- [TASK DETAILS] From the entries below, print exactly the span beginning with the line holding "Write a web page that" and ending with the line holding "h-screen overflow-hidden font-['Open_Sans',sans-serif]", endpoints included, and skip any pictures.

- [EXERCISE MATERIAL]
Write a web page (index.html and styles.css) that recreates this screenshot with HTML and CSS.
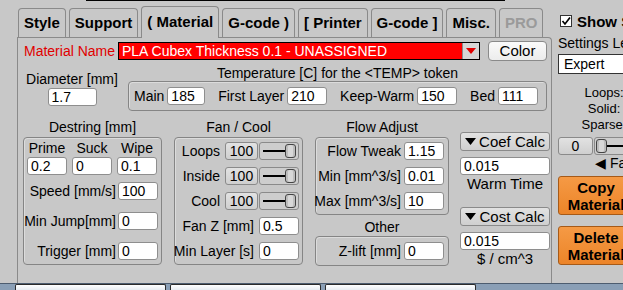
FILE: index.html
```html
<!DOCTYPE html>
<html lang="en">
<head>
    <meta charset="UTF-8">
    <title>Material</title>
    <link rel="stylesheet" href="styles.css">
</head>
<body>
    <div class="topline"></div>
    <div class="window">
        <div class="main">
            <div class="tabs">
                <div class="tab">Style</div>
                <div class="tab">Support</div>
                <div class="tab active">( Material</div>
                <div class="tab">G-code )</div>
                <div class="tab">[ Printer</div>
                <div class="tab">G-code ]</div>
                <div class="tab">Misc.</div>
                <div class="tab disabled">PRO</div>
            </div>
            <div class="panel">
                <div class="name_row">
                    <span class="name_label">Material Name</span>
                    <div class="name_select">
                        <span class="name_text">PLA Cubex Thickness 0.1 - UNASSIGNED</span>
                        <span class="drop">
                            <svg width="10" height="6" viewBox="0 0 10 6"><polygon points="0,0 10,0 5,6" fill="#e00000"/></svg>
                        </span>
                    </div>
                    <div class="btn color_btn">Color</div>
                </div>

                <div class="temp_row">
                    <div class="diameter">
                        <div class="dia_label">Diameter [mm]</div>
                        <input class="field dia_field" value="1.7">
                    </div>
                    <div class="temp">
                        <div class="temp_title">Temperature [C] for the &lt;TEMP&gt; token</div>
                        <div class="box temp_box">
                            <div class="pair"><span>Main</span><input class="field t38" value="185"></div>
                            <div class="pair"><span>First Layer</span><input class="field" value="210"></div>
                            <div class="pair"><span>Keep-Warm</span><input class="field" value="150"></div>
                            <div class="pair"><span>Bed</span><input class="field" value="111"></div>
                        </div>
                    </div>
                </div>

                <div class="groups">
                    <div class="col destring">
                        <div class="group_title">Destring [mm]</div>
                        <div class="box destring_box">
                            <div class="trio heads">
                                <span>Prime</span><span>Suck</span><span>Wipe</span>
                            </div>
                            <div class="trio">
                                <input class="field" value="0.2">
                                <input class="field" value="0">
                                <input class="field" value="0.1">
                            </div>
                            <div class="row speed"><span>Speed [mm/s]</span><input class="field" value="100"></div>
                            <div class="row spaced"><span>Min Jump[mm]</span><input class="field" value="0"></div>
                            <div class="row spaced"><span>Trigger [mm]</span><input class="field" value="0"></div>
                        </div>
                    </div>

                    <div class="col fan">
                        <div class="group_title">Fan / Cool</div>
                        <div class="box fan_box">
                            <div class="row"><span>Loops</span><div class="btn small_btn">100</div><div class="slider"><div class="track"></div><div class="thumb"></div></div></div>
                            <div class="row"><span>Inside</span><div class="btn small_btn">100</div><div class="slider"><div class="track"></div><div class="thumb"></div></div></div>
                            <div class="row"><span>Cool</span><div class="btn small_btn">100</div><div class="slider"><div class="track"></div><div class="thumb"></div></div></div>
                            <div class="row"><span>Fan Z [mm]</span><input class="field" value="0.5"></div>
                            <div class="row"><span>Min Layer [s]</span><input class="field" value="0"></div>
                        </div>
                    </div>

                    <div class="col flow">
                        <div class="group_title">Flow Adjust</div>
                        <div class="box flow_box">
                            <div class="row"><span>Flow Tweak</span><input class="field" value="1.15"></div>
                            <div class="row"><span>Min [mm^3/s]</span><input class="field" value="0.01"></div>
                            <div class="row"><span>Max [mm^3/s]</span><input class="field" value="10"></div>
                        </div>
                        <div class="group_title other_title">Other</div>
                        <div class="box other_box">
                            <div class="row"><span>Z-lift [mm]</span><input class="field" value="0"></div>
                        </div>
                    </div>

                    <div class="col calc">
                        <div class="btn calc_btn">
                            <svg width="11" height="7" viewBox="0 0 11 7"><polygon points="0,0 11,0 5.5,7" fill="#000"/></svg>
                            <span>Coef Calc</span>
                        </div>
                        <input class="field calc_field" value="0.015">
                        <div class="caption">Warm Time</div>
                        <div class="btn calc_btn cost_btn">
                            <svg width="11" height="7" viewBox="0 0 11 7"><polygon points="0,0 11,0 5.5,7" fill="#000"/></svg>
                            <span>Cost Calc</span>
                        </div>
                        <input class="field calc_field" value="0.015">
                        <div class="caption">$ / cm^3</div>
                    </div>
                </div>
            </div>
        </div>

        <div class="side">
            <div class="check_row">
                <span class="checkbox">
                    <svg width="10" height="10" viewBox="0 0 10 10"><path d="M1.5 5 L4 8 L9 1.5" fill="none" stroke="#000" stroke-width="1.7"/></svg>
                </span>
                <span class="check_label">Show Settings</span>
            </div>
            <div class="level_label">Settings Level</div>
            <div class="level_select">Expert</div>
            <div class="stats">
                <div>Loops:</div>
                <div>Solid:</div>
                <div>Sparse:</div>
            </div>
            <div class="speed_row">
                <div class="btn zero_btn">0</div>
                <div class="slider side_slider"><div class="thumb"></div><div class="track"></div></div>
            </div>
            <div class="faster">&#9664; Faster</div>
            <div class="orange_btn">Copy<br>Material</div>
            <div class="orange_btn delete_btn">Delete<br>Material</div>
        </div>
    </div>
    <div class="bottom">
        <div class="btab"></div>
        <div class="btab"></div>
        <div class="btab"></div>
    </div>
</body>
</html>
```

FILE: styles.css
```css
body {
    margin: 0;
    width: 623px;
    height: 290px;
    overflow: hidden;
    background: #c8c8c8;
    font-family: "Liberation Sans", Arial, sans-serif;
    font-size: 14px;
    color: #000;
    white-space: nowrap;
}
.topline {
    height: 1px;
    margin-left: 86px;
    width: 419px;
    background: #000;
}
.window {
    display: flex;
    height: 282px;
}
.main {
    margin-left: 17px;
    width: 535px;
    flex: none;
    display: flex;
    flex-direction: column;
}

/* tabs */
.tabs {
    height: 36px;
    display: flex;
    align-items: flex-end;
    padding-left: 1px;
    gap: 3px;
}
.tab {
    height: 28px;
    line-height: 28px;
    padding: 0 5px;
    border: 1px solid #8a8a8a;
    border-bottom: none;
    border-radius: 4px 4px 0 0;
    font-weight: bold;
    font-size: 15px;
    background: #c8c8c8;
}
.tab.active {
    height: 31px;
    line-height: 30px;
    margin-bottom: -1px;
    position: relative;
    z-index: 1;
}
.tab.disabled {
    color: #9a9a9a;
}

.panel {
    flex: 1;
    border: 1px solid #8a8a8a;
    border-bottom: none;
    border-radius: 0 4px 0 0;
    padding: 3px 0 0 5px;
}

/* common controls */
.field {
    box-sizing: border-box;
    flex: none;
    width: 40px;
    height: 18px;
    margin: 0;
    padding: 0 3px;
    border: 1px solid #8e8e8e;
    border-radius: 3px;
    background: #fff;
    font-family: inherit;
    font-size: 14px;
    color: #000;
}
.t38 {
    width: 38px;
}
.btn {
    box-sizing: border-box;
    flex: none;
    border: 1px solid #8a8a8a;
    border-radius: 3px;
    background: linear-gradient(#e2e2e2, #cfcfcf);
    text-align: center;
}
.box {
    box-sizing: border-box;
    border: 1px solid #858585;
    border-radius: 4px;
    box-shadow: inset 1px 1px 0 #dcdcdc;
}

/* material name */
.name_row {
    display: flex;
    align-items: center;
    height: 20px;
    padding-left: 1px;
}
.name_label {
    color: #e00000;
    width: 94px;
}
.name_select {
    box-sizing: border-box;
    width: 362px;
    height: 18px;
    display: flex;
    border: 1px solid #000;
    background: #f00;
    color: #fff;
}
.name_text {
    flex: 1;
    padding-left: 3px;
    line-height: 16px;
}
.drop {
    width: 16px;
    background: #d6d6d6;
    border-left: 1px solid #8a8a8a;
    display: flex;
    align-items: center;
    justify-content: center;
}
.color_btn {
    margin-left: 8px;
    width: 59px;
    height: 20px;
    line-height: 18px;
    font-size: 15px;
    background: linear-gradient(#fafafa, #ececec);
    border-radius: 4px;
}

/* temperature */
.temp_row {
    display: flex;
    margin-top: 5px;
}
.diameter {
    width: 98px;
    padding-top: 6px;
    text-align: center;
}
.dia_label {
    line-height: 15px;
}
.dia_field {
    width: 49px;
    margin-top: 1px;
}
.temp {
    margin-left: 7px;
    width: 419px;
}
.temp_title {
    line-height: 15px;
    text-align: center;
}
.temp_box {
    height: 30px;
    display: flex;
    align-items: center;
    justify-content: space-between;
    padding: 0 8px 0 5px;
}
.pair {
    display: flex;
    align-items: center;
    gap: 3px;
}

/* groups */
.groups {
    display: flex;
    margin-top: 7px;
}
.col {
    flex: none;
}
.group_title {
    height: 19px;
    line-height: 19px;
    text-align: center;
}
.row {
    display: flex;
    justify-content: flex-end;
    align-items: center;
    height: 18px;
    gap: 2px;
}
.destring {
    width: 139px;
}
.destring_box {
    height: 128px;
    padding: 1px 3px 0 3px;
}
.trio {
    display: grid;
    grid-template-columns: 40px 40px 40px;
    gap: 5px;
    height: 18px;
}
.heads {
    text-align: center;
    line-height: 18px;
}
.speed {
    margin-top: 7px;
}
.spaced {
    margin-top: 12px;
}

.fan {
    width: 129px;
    margin-left: 12px;
}
.fan_box {
    height: 128px;
    padding: 4px 3px 0 0;
    display: flex;
    flex-direction: column;
    gap: 7px;
}
.fan_box .row span {
    margin-right: 3px;
}
.small_btn {
    width: 33px;
    height: 18px;
    line-height: 16px;
    margin-right: -1px;
}
.slider {
    box-sizing: border-box;
    flex: none;
    width: 40px;
    height: 18px;
    border: 1px solid #8a8a8a;
    border-radius: 3px;
    background: #cdcdcd;
    display: flex;
    align-items: center;
    padding: 0 2px 0 3px;
}
.track {
    flex: 1;
    height: 2px;
    background: #000;
}
.thumb {
    box-sizing: border-box;
    width: 11px;
    height: 14px;
    border: 1px solid #444;
    border-radius: 3px;
    background: #d8d8d8;
    box-shadow: inset 2px 0 0 #bdbdbd, inset -2px 0 0 #bdbdbd;
}

.flow {
    width: 134px;
    margin-left: 12px;
}
.flow_box {
    height: 78px;
    padding: 4px 4px 0 0;
    display: flex;
    flex-direction: column;
    gap: 7px;
}
.other_title {
    height: 18px;
    line-height: 18px;
    padding-top: 3px;
}
.other_box {
    height: 30px;
    padding: 5px 4px 0 0;
}
.flow .row {
    gap: 3px;
}

.calc {
    width: 90px;
    margin-left: 11px;
    padding-top: 14px;
}
.calc_btn {
    height: 19px;
    display: flex;
    align-items: center;
    justify-content: center;
    gap: 3px;
    font-size: 15px;
}
.cost_btn {
    margin-top: 14px;
}
.calc_field {
    width: 90px;
    margin-top: 6px;
    display: block;
}
.caption {
    line-height: 18px;
    text-align: center;
    font-size: 15px;
}

/* side column */
.side {
    width: 92px;
    flex: none;
    padding: 12px 0 0 6px;
}
.check_row {
    display: flex;
    align-items: center;
    height: 16px;
}
.checkbox {
    box-sizing: border-box;
    width: 12px;
    height: 12px;
    margin-left: 2px;
    border: 1px solid #333;
    background: #fff;
    display: flex;
    align-items: center;
    justify-content: center;
}
.check_label {
    margin-left: 5px;
    font-weight: bold;
    font-size: 15px;
}
.level_label {
    margin-top: 6px;
    line-height: 16px;
    font-size: 14px;
}
.level_select {
    box-sizing: border-box;
    margin-top: 3px;
    height: 20px;
    line-height: 18px;
    padding-left: 5px;
    border: 1px solid #333;
    border-right: none;
    background: #fff;
    font-size: 14px;
}
.stats {
    margin-top: 11px;
    text-align: center;
    line-height: 16px;
    font-size: 13px;
}
.speed_row {
    display: flex;
    margin-top: 4px;
    gap: 1px;
}
.zero_btn {
    width: 35px;
    height: 18px;
    line-height: 16px;
}
.side_slider {
    width: 60px;
    padding: 0 0 0 1px;
}
.faster {
    padding-left: 37px;
    line-height: 16px;
    font-size: 14px;
}
.orange_btn {
    box-sizing: border-box;
    width: 76px;
    height: 39px;
    margin-top: 5px;
    border: 1px solid #a65a18;
    border-radius: 3px;
    background: linear-gradient(#f59a45, #ec8428);
    font-weight: bold;
    font-size: 15px;
    line-height: 17px;
    text-align: center;
    padding-top: 2px;
}
.delete_btn {
    margin-top: 11px;
}

/* bottom strip */
.bottom {
    height: 7px;
    display: flex;
    gap: 4px;
    padding-left: 15px;
    background: #8a9fb6;
    border-top: 1px solid #4d5d70;
}
.btab {
    box-sizing: border-box;
    width: 151px;
    border: 1px solid #2b2b2b;
    border-bottom: none;
    border-radius: 2px 2px 0 0;
    background: linear-gradient(#ffffff, #e2e8ef);
}
```
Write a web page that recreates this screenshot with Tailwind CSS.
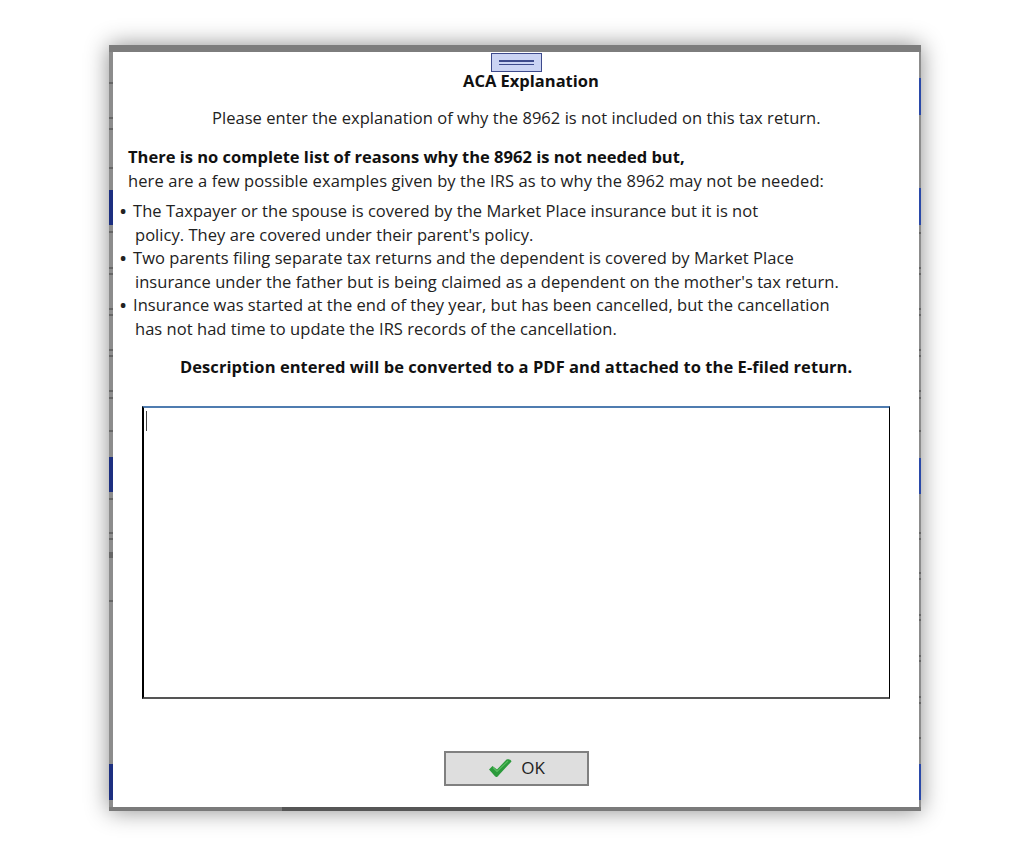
<!DOCTYPE html>
<html lang="en">
<head>
    <meta charset="UTF-8">
    <title>ACA Explanation</title>
    <script src="https://cdn.jsdelivr.net/npm/@tailwindcss/browser@4"></script>
</head>
<body class="bg-white h-screen overflow-hidden font-['Open_Sans',sans-serif] text-[#222]">

    <!-- dialog window -->
    <div class="relative ml-[109px] mt-[45px] w-[812px] h-[766px] flex flex-col shadow-[0_0_22px_rgba(0,0,0,0.45)]">
        <div class="h-[7px] bg-[#7d7d7d] shrink-0"></div>

        <div class="flex flex-1 min-h-0">
            <!-- left edge, bits of the window behind show through -->
            <svg class="w-[4px] h-[755px] shrink-0" viewBox="0 0 4 755">
                <rect width="4" height="755" fill="#8c8c8c"/>
                <g fill="#666">
                    <rect y="30" width="4" height="2"/><rect y="65" width="4" height="2"/><rect y="76" width="4" height="2"/><rect y="115" width="4" height="2"/>
                    <rect y="179" width="4" height="2"/><rect y="215" width="4" height="2"/><rect y="221" width="4" height="2"/>
                    <rect y="256" width="4" height="2"/><rect y="262" width="4" height="2"/><rect y="297" width="4" height="2"/>
                    <rect y="303" width="4" height="2"/><rect y="338" width="4" height="2"/><rect y="345" width="4" height="2"/>
                    <rect y="378" width="4" height="2"/><rect y="446" width="4" height="2"/><rect y="480" width="4" height="2"/>
                    <rect y="486" width="4" height="2"/><rect y="500" width="4" height="6"/><rect y="548" width="4" height="2"/>
                </g>
                <g fill="#1c2f80">
                    <rect y="138" width="4" height="35"/><rect y="405" width="4" height="35"/><rect y="712" width="4" height="36"/>
                </g>
            </svg>

            <div class="flex-1 bg-white flex flex-col">
                <h1 class="text-[16.5px] leading-[24px] mt-[17px] ml-[350px] font-bold text-[#111]">ACA Explanation</h1>
                <p class="text-[16.5px] leading-[24px] mt-[13px] ml-[99px] tracking-[0.04px]">Please enter the explanation of why the 8962 is not included on this tax return.</p>

                <p class="text-[16.5px] leading-[24px] mt-[15px] ml-[15px] font-bold text-[#111]">There is no complete list of reasons why the 8962 is not needed but,</p>
                <p class="text-[16.5px] leading-[24px] ml-[15px] tracking-[0.1px]">here are a few possible examples given by the IRS as to why the 8962 may not be needed:</p>

                <div class="mt-[6px] ml-[7px] text-[16.5px] leading-[23.6px] tracking-[0.04px]">
                    <p><span class="inline-block w-[13px] font-bold">•</span>The Taxpayer or the spouse is covered by the Market Place insurance but it is not</p>
                    <p class="ml-[15px]">policy. They are covered under their parent's policy.</p>
                    <p><span class="inline-block w-[13px] font-bold">•</span>Two parents filing separate tax returns and the dependent is covered by Market Place</p>
                    <p class="ml-[15px]">insurance under the father but is being claimed as a dependent on the mother's tax return.</p>
                    <p><span class="inline-block w-[13px] font-bold">•</span>Insurance was started at the end of they year, but has been cancelled, but the cancellation</p>
                    <p class="ml-[15px]">has not had time to update the IRS records of the cancellation.</p>
                </div>

                <p class="text-[16.5px] leading-[24px] mt-[14px] ml-[67px] font-bold text-[#111] tracking-[0.06px]">Description entered will be converted to a PDF and attached to the E-filed return.</p>

                <div class="mt-[27px] ml-[29px] w-[748px] h-[293px] border border-black border-l-2 border-t-2 border-t-[#4f7cb0] border-b-2 border-b-[#555] pl-[2px] pt-[3px] shrink-0">
                    <div class="w-[1px] h-[20px] bg-[#444]"></div>
                </div>

                <button class="mt-[52px] ml-[331px] w-[145px] h-[35px] bg-[#dedede] border-2 border-[#808080] flex items-center justify-center gap-[9px] text-[17px] shrink-0">
                    <svg width="24" height="20" viewBox="0 0 24 20">
                        <path d="M1 11.5 L4.5 8 L9 11.5 L18.5 1.5 C20.5 0.8 23 1.5 23.5 3.5 L10.5 17.5 C9.5 19.3 8 19.3 7 18.3 Z" fill="#2c9a3c"/>
                        <path d="M5 9.5 L9 13.5 L20 3" fill="none" stroke="#57bd5e" stroke-width="1.2"/>
                    </svg>
                    <span>OK</span>
                </button>
            </div>

            <!-- right edge -->
            <svg class="w-[2px] h-[755px] shrink-0" viewBox="0 0 2 755">
                <rect width="2" height="755" fill="#8c8c8c"/>
                <g fill="#666">
                    <rect y="180" width="2" height="2"/><rect y="215" width="2" height="2"/><rect y="221" width="2" height="2"/>
                    <rect y="256" width="2" height="2"/><rect y="262" width="2" height="2"/><rect y="297" width="2" height="2"/>
                    <rect y="303" width="2" height="2"/><rect y="338" width="2" height="2"/><rect y="345" width="2" height="2"/>
                    <rect y="378" width="2" height="2"/><rect y="480" width="2" height="2"/><rect y="486" width="2" height="2"/>
                    <rect y="520" width="2" height="2"/><rect y="526" width="2" height="2"/><rect y="562" width="2" height="2"/>
                    <rect y="567" width="2" height="2"/><rect y="603" width="2" height="2"/><rect y="608" width="2" height="2"/>
                    <rect y="644" width="2" height="2"/><rect y="650" width="2" height="2"/><rect y="685" width="2" height="2"/>
                </g>
                <g fill="#2a49a8">
                    <rect y="26" width="2" height="37"/><rect y="136" width="2" height="37"/><rect y="406" width="2" height="36"/><rect y="712" width="2" height="36"/>
                </g>
            </svg>
        </div>

        <!-- bottom edge is darker where the window behind lines up -->
        <div class="h-[4px] bg-[#7a7a7a] shrink-0 flex">
            <div class="w-[173px]"></div>
            <div class="w-[228px] bg-[#565656]"></div>
        </div>

        <!-- drag handle sits over the top edge -->
        <div class="absolute left-[382px] top-[8px] w-[51px] h-[19px] bg-[#cbd4f4] border border-[#3d4a8c] flex flex-col items-center justify-center gap-[2px]">
            <div class="w-[35px] h-[1.5px] bg-[#3d4a8c]"></div>
            <div class="w-[35px] h-[1.5px] bg-[#3d4a8c]"></div>
        </div>
    </div>
</body>
</html>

- [FINAL RESULT]
Write a web page that recreates this screenshot with Tailwind CSS.
<!DOCTYPE html>
<html lang="en">
<head>
    <meta charset="UTF-8">
    <title>ACA Explanation</title>
    <script src="https://cdn.jsdelivr.net/npm/@tailwindcss/browser@4"></script>
</head>
<body class="bg-white h-screen overflow-hidden font-['Open_Sans',sans-serif] text-[#222]">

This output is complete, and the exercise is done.